Beyond the stars in the sky.
Jesus, Your love has no bounds."
And I pictured Him. I pictured Him as a Jewish man in that typical Jesus garb . . . you know. The white robe. Blue sash. Dark, long hair. You know.
And I had to stop myself.
And then I pictured Him again. In jeans, a nice shirt, cut hair. And His smile . . . oh His sweet smile. And once again, I fell in love. His love breaks my heart and makes me want to dance and fly and cry. I don't understand this type of love.
And I imagined Him holding my hand. His love astounds me. It's realness astounds me.
You see, Father God has become so much more real to me lately. Being in Bible college, learning about Genesis, dissecting events and stories, God's Word and His truth and Himself are becoming wildly vivid to me. You see, I've grown up in a Christian home, in a Christian church where Bible characters lived in flannel graphs, and history was a stack of stories that happened miles and miles back in time. Yes, it happened, but they were stories recorded in old fashion children's books with drab colored pictures.

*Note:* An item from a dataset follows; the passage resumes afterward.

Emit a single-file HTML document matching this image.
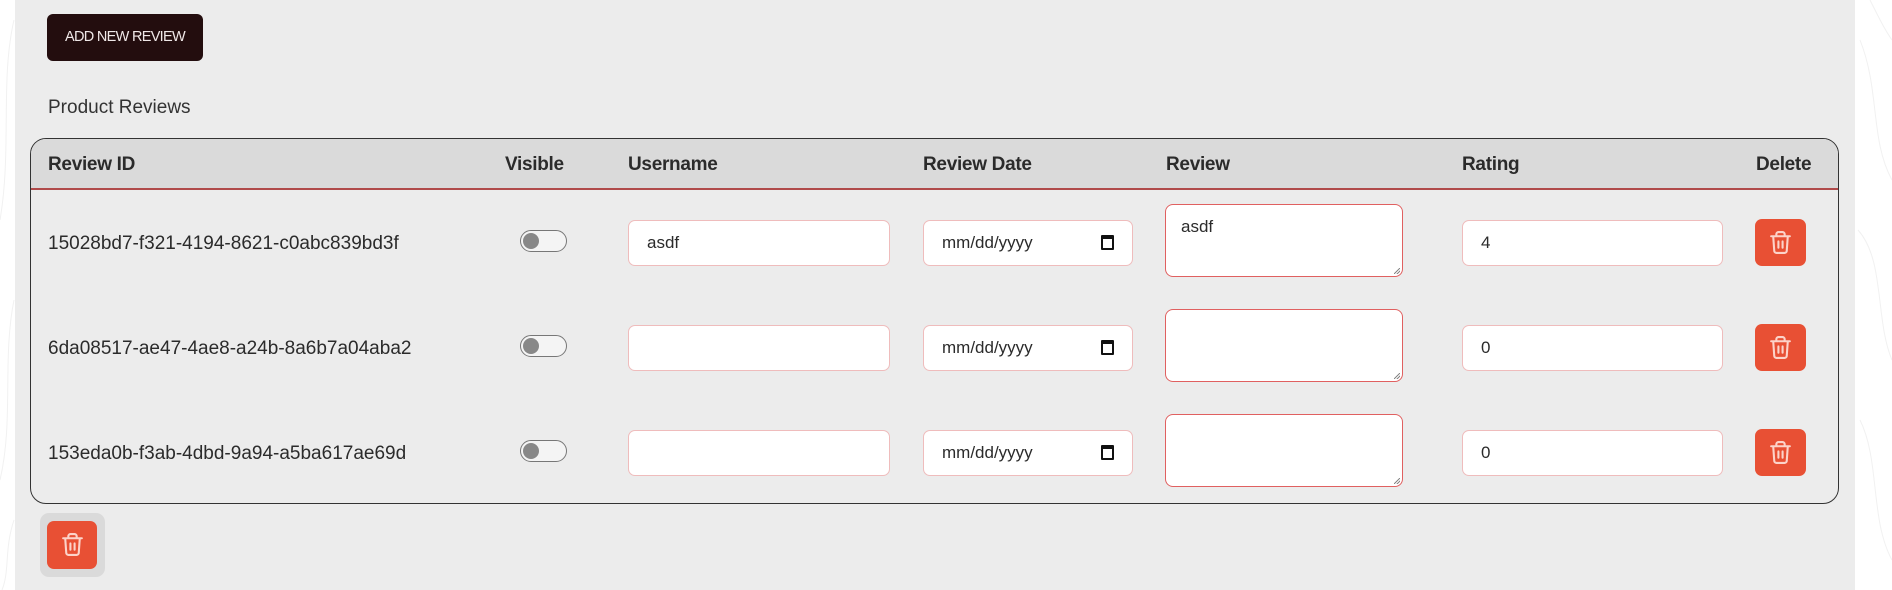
<!DOCTYPE html>
<html><head><style>
*{box-sizing:border-box;margin:0;padding:0}
body{width:1892px;height:590px;background:#fff;font-family:"Liberation Sans",sans-serif;position:relative;overflow:hidden;color:#2b2b2b}
#panel{position:absolute;left:15px;top:0;width:1840px;height:590px;background:#ececec}
.btn{position:absolute;left:47px;top:14px;width:156px;height:47px;background:#230d0e;border-radius:6px;color:#f0e8e8;font-size:14.5px;letter-spacing:-0.7px;line-height:47px;text-align:center}
.title{position:absolute;left:48px;top:97px;font-size:19px;color:#333}
.table{position:absolute;left:30px;top:138px;width:1809px;height:366px;border:1px solid #333;border-radius:16px;overflow:hidden}
.head{position:absolute;left:0;top:0;width:100%;height:51px;background:#dadada;border-bottom:2px solid #b04a4a}
.h{position:absolute;top:15px;font-weight:bold;font-size:19px;color:#2b2b2b;letter-spacing:-0.3px}
.id{position:absolute;left:17px;font-size:19px}
.tog{position:absolute;left:489px;width:47px;height:22px;border:1px solid #777;border-radius:11px;background:#f4f4f4}
.tog:after{content:"";position:absolute;left:2px;top:2px;width:16px;height:16px;border-radius:50%;background:#888}
.in{position:absolute;height:46px;background:#fff;border:1px solid #efbcbc;border-radius:7px;font-size:17px;padding-left:18px;line-height:44px}
.ta{position:absolute;left:1134px;width:238px;height:73px;background:#fff;border:1.5px solid #e06060;border-radius:8px;font-size:17px;padding:12px 15px}
.ta:after{content:"";position:absolute;right:2px;bottom:2px;width:6px;height:6px;background:linear-gradient(135deg,transparent 45%,#888 45%,#888 55%,transparent 55%,transparent 70%,#888 70%,#888 80%,transparent 80%)}
.del{position:absolute;left:1724px;width:51px;height:47px;background:#e85034;border-radius:7px}
.del svg,.bdel svg{position:absolute;left:13px;top:11px}
.cal{position:absolute;right:18px;top:14px;width:13px;height:15px;border:2px solid #111;border-top-width:4px;border-radius:1px}
</style></head><body>
<svg style="position:absolute;left:0;top:0" width="1892" height="590" fill="none" stroke="#f1f1f1" stroke-width="1">
<path d="M14 20 C0 80 12 150 0 220 M14 300 C2 360 14 420 0 480 M14 520 C4 550 10 570 2 590"/>
<path d="M1860 40 C1880 90 1870 140 1892 180 M1858 230 C1885 260 1875 320 1892 360 M1860 420 C1880 460 1870 520 1892 560 M1870 0 C1880 20 1885 30 1892 40"/>
</svg>
<div id="panel"></div>
<div class="btn">ADD NEW REVIEW</div>
<div class="title">Product Reviews</div>
<div class="table">
 <div class="head">
  <div class="h" style="left:17px">Review ID</div>
  <div class="h" style="left:474px">Visible</div>
  <div class="h" style="left:597px">Username</div>
  <div class="h" style="left:892px">Review Date</div>
  <div class="h" style="left:1135px">Review</div>
  <div class="h" style="left:1431px">Rating</div>
  <div class="h" style="left:1725px">Delete</div>
 </div>
 <div class="id" style="top:94px">15028bd7-f321-4194-8621-c0abc839bd3f</div>
 <div class="tog" style="top:91px"></div>
 <div class="in" style="left:597px;top:81px;width:262px">asdf</div>
 <div class="in" style="left:892px;top:81px;width:210px">mm/dd/yyyy<span class="cal"></span></div>
 <div class="ta" style="top:65px">asdf</div>
 <div class="in" style="left:1431px;top:81px;width:261px">4</div>
 <div class="del" style="top:80px"><svg width="25" height="25" viewBox="0 0 24 24" fill="none" stroke="#fcd3c9" stroke-width="2" stroke-linecap="round" stroke-linejoin="round"><path d="M3 6h18M8 6V4a2 2 0 0 1 2-2h4a2 2 0 0 1 2 2v2M5 6l1 14a2 2 0 0 0 2 2h8a2 2 0 0 0 2-2l1-14M10 11v6M14 11v6"/></svg></div>

 <div class="id" style="top:199px">6da08517-ae47-4ae8-a24b-8a6b7a04aba2</div>
 <div class="tog" style="top:196px"></div>
 <div class="in" style="left:597px;top:186px;width:262px"></div>
 <div class="in" style="left:892px;top:186px;width:210px">mm/dd/yyyy<span class="cal"></span></div>
 <div class="ta" style="top:170px"></div>
 <div class="in" style="left:1431px;top:186px;width:261px">0</div>
 <div class="del" style="top:185px"><svg width="25" height="25" viewBox="0 0 24 24" fill="none" stroke="#fcd3c9" stroke-width="2" stroke-linecap="round" stroke-linejoin="round"><path d="M3 6h18M8 6V4a2 2 0 0 1 2-2h4a2 2 0 0 1 2 2v2M5 6l1 14a2 2 0 0 0 2 2h8a2 2 0 0 0 2-2l1-14M10 11v6M14 11v6"/></svg></div>

 <div class="id" style="top:304px">153eda0b-f3ab-4dbd-9a94-a5ba617ae69d</div>
 <div class="tog" style="top:301px"></div>
 <div class="in" style="left:597px;top:291px;width:262px"></div>
 <div class="in" style="left:892px;top:291px;width:210px">mm/dd/yyyy<span class="cal"></span></div>
 <div class="ta" style="top:275px"></div>
 <div class="in" style="left:1431px;top:291px;width:261px">0</div>
 <div class="del" style="top:290px"><svg width="25" height="25" viewBox="0 0 24 24" fill="none" stroke="#fcd3c9" stroke-width="2" stroke-linecap="round" stroke-linejoin="round"><path d="M3 6h18M8 6V4a2 2 0 0 1 2-2h4a2 2 0 0 1 2 2v2M5 6l1 14a2 2 0 0 0 2 2h8a2 2 0 0 0 2-2l1-14M10 11v6M14 11v6"/></svg></div>
</div>
<div style="position:absolute;left:40px;top:513px;width:65px;height:64px;background:#dadada;border-radius:9px"></div>
<div class="bdel" style="position:absolute;left:47px;top:521px;width:50px;height:48px;background:#e85034;border-radius:7px"><svg width="25" height="25" viewBox="0 0 24 24" fill="none" stroke="#fcd3c9" stroke-width="2" stroke-linecap="round" stroke-linejoin="round"><path d="M3 6h18M8 6V4a2 2 0 0 1 2-2h4a2 2 0 0 1 2 2v2M5 6l1 14a2 2 0 0 0 2 2h8a2 2 0 0 0 2-2l1-14M10 11v6M14 11v6"/></svg></div>
</body></html>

As I'm learning about Genesis, I'm finding out something interesting. I'm finding that my default vision views the Bible as a set of stories. Being at Multnomah has been so good because it's readjusting how I view the Bible, how I view God. It's beginning to really sink in that these stories are REAL, that these people were REAL (and many of them I can really relate to). That this Yahweh is my Daddy, that I'm His. And this excites me.
But as I said, sometimes the old way of viewing things comes back. Like when I want to picture Jesus as this old, storybook figure, walking into my life in a mystic sense of irrelevance. No. If Jesus would've come a second time and would decide to come to Portland, Oregon, God-in-flesh, I think He might just wear jeans. I think He'd look like us, you know?
I know this isn't new. In fact, some would thing this is a pretty pathetic, childish realization. But I'm glad I'm realizing it. I'm glad I'm realizing the effect of being raised through the Christian framework (something I'm very grateful for, but it has definitely impacted how I view things, and sometimes I need to step back and question why I see things the way I do?). And I'm so glad that Jesus can be real to us. That He IS SO REAL. This excites me.
And in case you've been questioning lately, I want to remind you of something Jesus reminded me of today . . . You are never alone, friend. Never ever unloved because He is Real. And He is here. Alleluia.